The freshman resistance caused feuds among Boehner and his lieutenants that led some to fear a mutiny, heightened several showdowns with President Obama and eventually led to fissures among the rookies, pitting those who seldom trusted the leaders against those who reflexively did, according to “Do Not Ask What Good We Do,” an account of the freshman class’s impact by Robert Draper.
The infighting reached such a point in the fall that some newcomers requested that the weekly freshman meetings be disbanded because they had turned into shouting matches, with freshmen loudly criticizing the leaders.
“You’ve created a monster,” Rep. Renee L. Ellmers (R-N.C.), a former nurse elected in 2010, warned House Majority Whip Kevin McCarthy (R-Calif.), according to Draper’s book.
The importance of the freshmen has subsided as the House and Senate have scaled back their agendas heading into the fall elections, but the group is poised to play a pivotal role in a lame-duck session in which Congress must reach a compromise to keep more than $5 trillion worth of automatic tax hikes and spending cuts from kicking in Jan. 1.
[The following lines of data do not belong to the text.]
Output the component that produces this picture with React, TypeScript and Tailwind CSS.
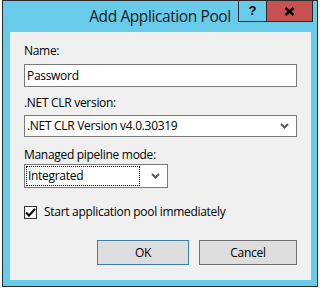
const font = "font-['Segoe_UI','Open_Sans','Noto_Sans',sans-serif]";

function Chevron() {
  return (
    <svg width="9" height="6" viewBox="0 0 9 6" className="shrink-0">
      <path d="M1 1 L4.5 4.5 L8 1" fill="none" stroke="#5a5a5a" strokeWidth="2" />
    </svg>
  );
}

export default function App() {
  return (
    <div className={`w-[320px] h-[289px] bg-white ${font}`}>
      <div className="ml-[2px] w-[316px] h-[287px] border border-[#2b2b2b] bg-[#69cbea] flex flex-col">
        {/* title bar */}
        <div className="h-[31px] grid grid-cols-[1fr_auto_1fr]">
          <div />
          <div className="pt-[5px] text-[15.5px] leading-[20px] tracking-[-0.4px] text-[#1b1b1b]">Add Application Pool</div>
          <div className="flex justify-end items-start pr-[4px]">
            <div className="w-[28px] h-[21px] border-l border-b border-[#2b2b2b] flex items-center justify-center text-[13px] font-bold text-black font-['Liberation_Sans',sans-serif]">
              ?
            </div>
            <div className="w-[47px] h-[21px] border-x border-b border-[#2b2b2b] bg-[#c75050] flex items-center justify-center">
              <svg width="11" height="9" viewBox="0 0 11 9">
                <path d="M1.5 1 L9.5 8 M9.5 1 L1.5 8" stroke="#000" strokeWidth="2.4" />
              </svg>
            </div>
          </div>
        </div>
        {/* body */}
        <div className="ml-[7px] mr-[6px] mb-[6px] flex-1 bg-[#f0f0f0] px-[14px] pt-[11px] text-[12px] leading-[16px] tracking-[-0.3px] text-black">
          <div>Name:</div>
          <div className="mt-[5px] h-[23px] border border-[#7a7a7a] bg-white px-[2px] flex items-center">Password</div>
          <div className="mt-[8px]">.NET CLR version:</div>
          <div className="mt-[4px] h-[22px] border border-[#7a7a7a] bg-white pl-[2px] pr-[7px] flex items-center justify-between">
            <span>.NET CLR Version v4.0.30319</span>
            <Chevron />
          </div>
          <div className="mt-[10px]">Managed pipeline mode:</div>
          <div className="mt-[1px] w-[144px] h-[24px] border border-[#7a7a7a] bg-white p-[1px] pr-[7px] flex items-center gap-[11px]">
            <div className="flex-1 h-full border border-dotted border-black px-[1px] flex items-center">Integrated</div>
            <Chevron />
          </div>
          <div className="mt-[16px] flex items-center gap-[7px]">
            <div className="w-[13px] h-[13px] border border-[#333] bg-white flex items-center justify-center">
              <svg width="11" height="9" viewBox="0 0 11 9">
                <path d="M1 4.5 L4 7.5 L10 1" fill="none" stroke="#111" strokeWidth="2.2" />
              </svg>
            </div>
            <span>Start application pool immediately</span>
          </div>
          <div className="mt-[20px] flex justify-end gap-[10px]">
            <div className="w-[92px] h-[25px] border border-[#3c7fb1] bg-[#dddddd] flex items-center justify-center">OK</div>
            <div className="w-[98px] h-[25px] border border-[#707070] bg-[#dddddd] flex items-center justify-center">Cancel</div>
          </div>
        </div>
      </div>
    </div>
  );
}
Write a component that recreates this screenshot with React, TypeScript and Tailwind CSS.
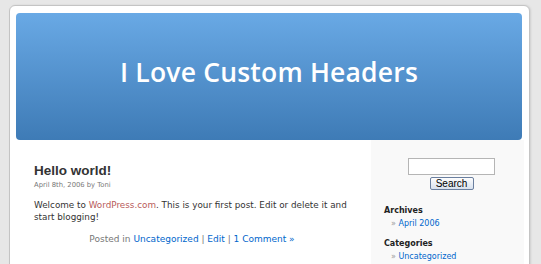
const font = { fontFamily: '"DejaVu Sans", Verdana, sans-serif' };

export default function App() {
  return (
    <div className="min-h-screen w-[541px] h-[264px] overflow-hidden bg-[#e7e7e7] pt-[5px] pl-[9px]" style={font}>
      <div className="w-[521px] h-[300px] bg-white border border-[#c4c4c4] rounded-t-[6px] shadow-[1px_0_2px_#cfcfcf] pt-[7px]">
        <div className="ml-[6px] w-[506px] h-[127px] rounded-[4px] bg-gradient-to-b from-[#69a9e5] to-[#3e7bb6] flex items-center justify-center">
          <h1
            className="text-white text-[26.5px] font-semibold tracking-[0.2px] pb-[7px]"
            style={{ fontFamily: '"Open Sans", "DejaVu Sans", sans-serif' }}
          >
            I Love Custom Headers
          </h1>
        </div>
        <div className="flex">
          <div className="w-[361px] pl-[24px] pr-[10px] pt-[22px]">
            <h2
              className="text-[13.5px] font-bold text-[#333] leading-[18px]"
              style={{ fontFamily: '"Liberation Sans", Arial, sans-serif' }}
            >
              Hello world!
            </h2>
            <div className="text-[6.8px] text-[#777] leading-[11px]">April 8th, 2006 by Toni</div>
            <p className="mt-[8px] text-[8.8px] leading-[12px] text-[#333] w-[320px]">
              Welcome to <span className="text-[#b85b5a]">WordPress.com</span>. This is your first post. Edit or delete it and start blogging!
            </p>
            <p className="mt-[10px] text-[9px] text-[#777] text-center w-[316px]">
              Posted in <span className="text-[#0066cc]">Uncategorized</span> | <span className="text-[#0066cc]">Edit</span> |{" "}
              <span className="text-[#0066cc]">1 Comment »</span>
            </p>
          </div>
          <div className="w-[153px] h-[140px] bg-[#f9f9f9] pt-[18px] pl-[13px]">
            <div className="flex flex-col items-center w-[125px] pl-[10px]">
              <input className="w-[87px] h-[17px] bg-white border border-[#b5b5b5] outline-none" />
              <button
                className="mt-[2px] w-[44px] h-[13px] flex items-center justify-center text-[10px] leading-none text-black border border-[#6a7f9f] rounded-[2px] bg-gradient-to-b from-[#fdfdfd] to-[#d8e1ee]"
                style={{ fontFamily: '"Liberation Sans", Arial, sans-serif' }}
              >
                Search
              </button>
            </div>
            <h3 className="mt-[15px] text-[8px] font-bold text-[#222] leading-[11px]">Archives</h3>
            <div className="pl-[7px] text-[8px] leading-[13px] mt-[1px]">
              <span className="text-[#999]">» </span>
              <span className="text-[#0066cc]">April 2006</span>
            </div>
            <h3 className="mt-[8px] text-[8px] font-bold text-[#222] leading-[11px]">Categories</h3>
            <div className="pl-[7px] text-[8px] leading-[13px] mt-[1px]">
              <span className="text-[#999]">» </span>
              <span className="text-[#0066cc]">Uncategorized</span>
            </div>
          </div>
        </div>
      </div>
    </div>
  );
}
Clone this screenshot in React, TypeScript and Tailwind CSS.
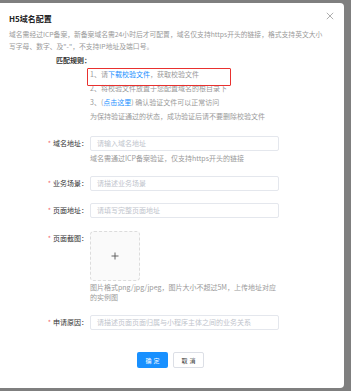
const FONT = "font-['Noto_Sans_CJK_SC','Noto_Sans',sans-serif]"

function Label({ text, top = false }: { text: string; top?: boolean }) {
  return (
    <div className={`w-[88px] shrink-0 flex justify-end text-[7px] leading-[15px] text-[#333] ${top ? 'self-start' : ''}`}>
      <span className="text-[#f56c6c] mr-[2px]">*</span>
      <span>{text}：</span>
    </div>
  )
}

function Field({ placeholder }: { placeholder: string }) {
  return (
    <div className="w-[189px] h-[15px] border border-[#e4e7ed] rounded-[2px] px-[6px] flex items-center text-[7px] text-[#c0c4cc]">
      {placeholder}
    </div>
  )
}

export default function App() {
  return (
    <div className={`w-[351px] h-[391px] bg-[#7f7f7f] pt-[3px] overflow-hidden ${FONT}`}>
      <div className="relative w-[344px] h-[385px] bg-white rounded-r-[4px] pt-[10px] pl-[9px] flex flex-col">
        {/* header */}
        <div className="flex items-center justify-between pr-[10px]">
          <h2 className="text-[8px] leading-[12px] font-bold text-[#222]">H5域名配置</h2>
          <svg width="8" height="8" viewBox="0 0 10 10" className="mt-[-6px]">
            <path d="M1 1L9 9M9 1L1 9" stroke="#9a9a9a" strokeWidth="1" />
          </svg>
        </div>
        <p className="mt-[3px] text-[6.8px] leading-[12px] text-[#9a9a9a] whitespace-nowrap">
          域名需经过ICP备案，新备案域名需24小时后才可配置，域名仅支持https开头的链接，格式支持英文大小
          <br />
          写字母、数字、及"-"，不支持IP地址及端口号。
        </p>

        {/* 匹配规则 */}
        <div className="mt-[1px] pl-[47px] text-[7px] leading-[14px] text-[#333] font-bold">匹配规则：</div>
        <div className="pl-[81px] text-[7px] leading-[14px] text-[#9a9a9a]">
          <div>1、请<span className="text-[#1890ff]">下载校验文件</span>，获取校验文件</div>
          <div>2、将校验文件放置于您配置域名的根目录下</div>
          <div>3、(<span className="text-[#1890ff]">点击这里</span>) 确认验证文件可以正常访问</div>
          <div>为保持验证通过的状态，成功验证后请不要删除校验文件</div>
        </div>
        <div className="absolute left-[87px] top-[65px] w-[144px] h-[18px] border-[1.5px] border-[#e8312f] rounded-[1px]" />

        {/* form */}
        <div className="mt-[13px] flex items-center -ml-[9px]">
          <Label text="域名地址" />
          <div className="ml-[2px]"><Field placeholder="请输入域名地址" /></div>
        </div>
        <div className="mt-[1px] pl-[81px] text-[7px] leading-[12px] text-[#9a9a9a]">域名需通过ICP备案验证，仅支持https开头的链接</div>

        <div className="mt-[12px] flex items-center -ml-[9px]">
          <Label text="业务场景" />
          <div className="ml-[2px]"><Field placeholder="请描述业务场景" /></div>
        </div>

        <div className="mt-[12px] flex items-center -ml-[9px]">
          <Label text="页面地址" />
          <div className="ml-[2px]"><Field placeholder="请填写完整页面地址" /></div>
        </div>

        <div className="mt-[13px] flex -ml-[9px]">
          <Label text="页面截图" top />
          <div className="ml-[2px] w-[50px] h-[50px] border border-dashed border-[#dcdcdc] rounded-[4px] bg-[#fafafa] flex items-center justify-center">
            <svg width="8" height="8" viewBox="0 0 8 8">
              <path d="M4 0.5V7.5M0.5 4H7.5" stroke="#555" strokeWidth="0.9" />
            </svg>
          </div>
        </div>
        <div className="mt-[1px] pl-[81px] text-[7px] leading-[10px] text-[#9a9a9a] whitespace-nowrap">
          图片格式png/jpg/jpeg，图片大小不超过5M，上传地址对应
          <br />
          的实例图
        </div>

        <div className="mt-[13px] flex items-center -ml-[9px]">
          <Label text="申请原因" />
          <div className="ml-[2px]"><Field placeholder="请描述页面页面归属与小程序主体之间的业务关系" /></div>
        </div>

        <div className="mt-[22px] flex gap-[5px] pl-[128px]">
          <button className="w-[31px] h-[16px] bg-[#1890ff] text-white text-[6px] tracking-[2px] rounded-[2px] flex items-center justify-center pl-[2px]">确定</button>
          <button className="w-[31px] h-[16px] bg-white border border-[#dcdfe6] text-[#333] text-[6px] tracking-[2px] rounded-[2px] flex items-center justify-center pl-[2px]">取消</button>
        </div>
      </div>
    </div>
  )
}
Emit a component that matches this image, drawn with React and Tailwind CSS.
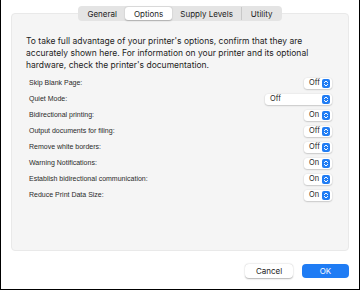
import React from 'react';

const rows = [
  { label: 'Skip Blank Page:', value: 'Off' },
  { label: 'Quiet Mode:', value: 'Off', wide: true },
  { label: 'Bidirectional printing:', value: 'On' },
  { label: 'Output documents for filing:', value: 'Off' },
  { label: 'Remove white borders:', value: 'Off' },
  { label: 'Warning Notifications:', value: 'On' },
  { label: 'Establish bidirectional communication:', value: 'On' },
  { label: 'Reduce Print Data Size:', value: 'On' },
];

function Stepper() {
  return (
    <svg width="8" height="9" viewBox="0 0 8 9" className="shrink-0">
      <rect x="0" y="0" width="8" height="9" rx="2" fill="#1f7cf4" />
      <path d="M2.3 3.6 L4 2 L5.7 3.6" stroke="#fff" strokeWidth="1" fill="none" strokeLinecap="round" strokeLinejoin="round" />
      <path d="M2.3 5.4 L4 7 L5.7 5.4" stroke="#fff" strokeWidth="1" fill="none" strokeLinecap="round" strokeLinejoin="round" />
    </svg>
  );
}

function Popup({ value, wide }) {
  return (
    <div
      className={`flex items-center justify-between h-[11px] bg-white rounded-[3px] shadow-[0_0.5px_1.5px_rgba(0,0,0,0.3)] pl-[5px] pr-[2px] ${
        wide ? 'w-[67px]' : 'w-[28px]'
      }`}
    >
      <span className="text-[7.5px] leading-none text-[#222]">{value}</span>
      <Stepper />
    </div>
  );
}

export default function App() {
  return (
    <div
      className="w-[360px] h-[290px] bg-white border-l border-r border-b border-black flex flex-col px-[10px] overflow-hidden"
      style={{ fontFamily: 'Inter, "Liberation Sans", sans-serif' }}
    >
      {/* Tabs */}
      <div className="flex justify-center pt-[6px] -mb-[8px] relative z-10">
        <div className="flex items-center h-[15px] bg-[#e4e4e4] rounded-[4px] p-[1px] text-[8px] text-[#222]">
          <div className="px-[8.5px] h-full flex items-center">General</div>
          <div className="px-[8.5px] h-full flex items-center bg-white rounded-[3px] shadow-[0_0.5px_1.5px_rgba(0,0,0,0.25)]">Options</div>
          <div className="px-[8.5px] h-full flex items-center border-r border-[#c8c8c8]">Supply Levels</div>
          <div className="px-[8.5px] h-full flex items-center">Utility</div>
        </div>
      </div>

      {/* Panel */}
      <div className="h-[238px] bg-[#f5f5f5] border border-[#e9e9e9] rounded-[4px] pt-[21px] pl-[14px] pr-[16px]">
        <p className="text-[8.5px] leading-[12px] text-[#1d1d1d] whitespace-nowrap">
          To take full advantage of your printer's options, confirm that they are
          <br />
          accurately shown here. For information on your printer and its optional
          <br />
          hardware, check the printer's documentation.
        </p>
        <div className="mt-[4px] pl-[3px]">
          {rows.map((r) => (
            <div key={r.label} className="flex items-center justify-between h-[16px]">
              <span className="text-[7px] text-[#2a2a2a] font-['Liberation_Sans',sans-serif]">{r.label}</span>
              <Popup value={r.value} wide={r.wide} />
            </div>
          ))}
        </div>
      </div>

      {/* Buttons */}
      <div className="flex justify-end gap-[9px] mt-[13px]">
        <button className="w-[48px] h-[14px] bg-white rounded-[4px] shadow-[0_0.5px_1.5px_rgba(0,0,0,0.3)] text-[8px] text-[#222]">
          Cancel
        </button>
        <button className="w-[47px] h-[14px] bg-[#1f7cf4] rounded-[4px] text-[8px] text-white">
          OK
        </button>
      </div>
    </div>
  );
}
Draper’s book was based on interviews with more than 50 House members, including some freshmen he interviewed more than a dozen times, as well as many current and former senior aides.
The resulting work paints a different picture than the one often presented by Boehner’s leadership team, which frequently proclaimed that there was no “freshman problem,” noting that the group’s overall voting patterns were similar to those of the rest of the GOP conference.
The book, which will be released Tuesday, shows just how much energy had to be expended on the 87 freshmen who took their oath in January 2011, many of them holding office for the first time. Accounting for nearly 40 percent of Boehner’s conference, the freshmen exercised their clout early and often, imposing their will on the rest of the House Republicans.
Many freshmen viewed GOP leaders warily from the outset and compelled Boehner’s team to make the rookies the constant focus of its attention.
“I didn’t come to Washington to be part of a team,” Rep. Raúl R. Labrador (R-Idaho) told the book’s author.
The first major bill brought the first revolt, when leaders presented a funding bill for federal agencies that cut $33 billion from the previous year’s tally. Labrador rushed to the microphones at the Capitol basement meeting to promote the $100 billion in cuts that had been promised in the 2010 campaign manifesto. “To me $100 billion isn’t the ceiling; it’s the floor,” the freshman said. Moments later, Rep. Steve Southerland II (R-Fla.), a funeral home operator who won a previously Democratic seat in 2010, issued a warning to Boehner: “I will hold you accountable to the promises that you made.”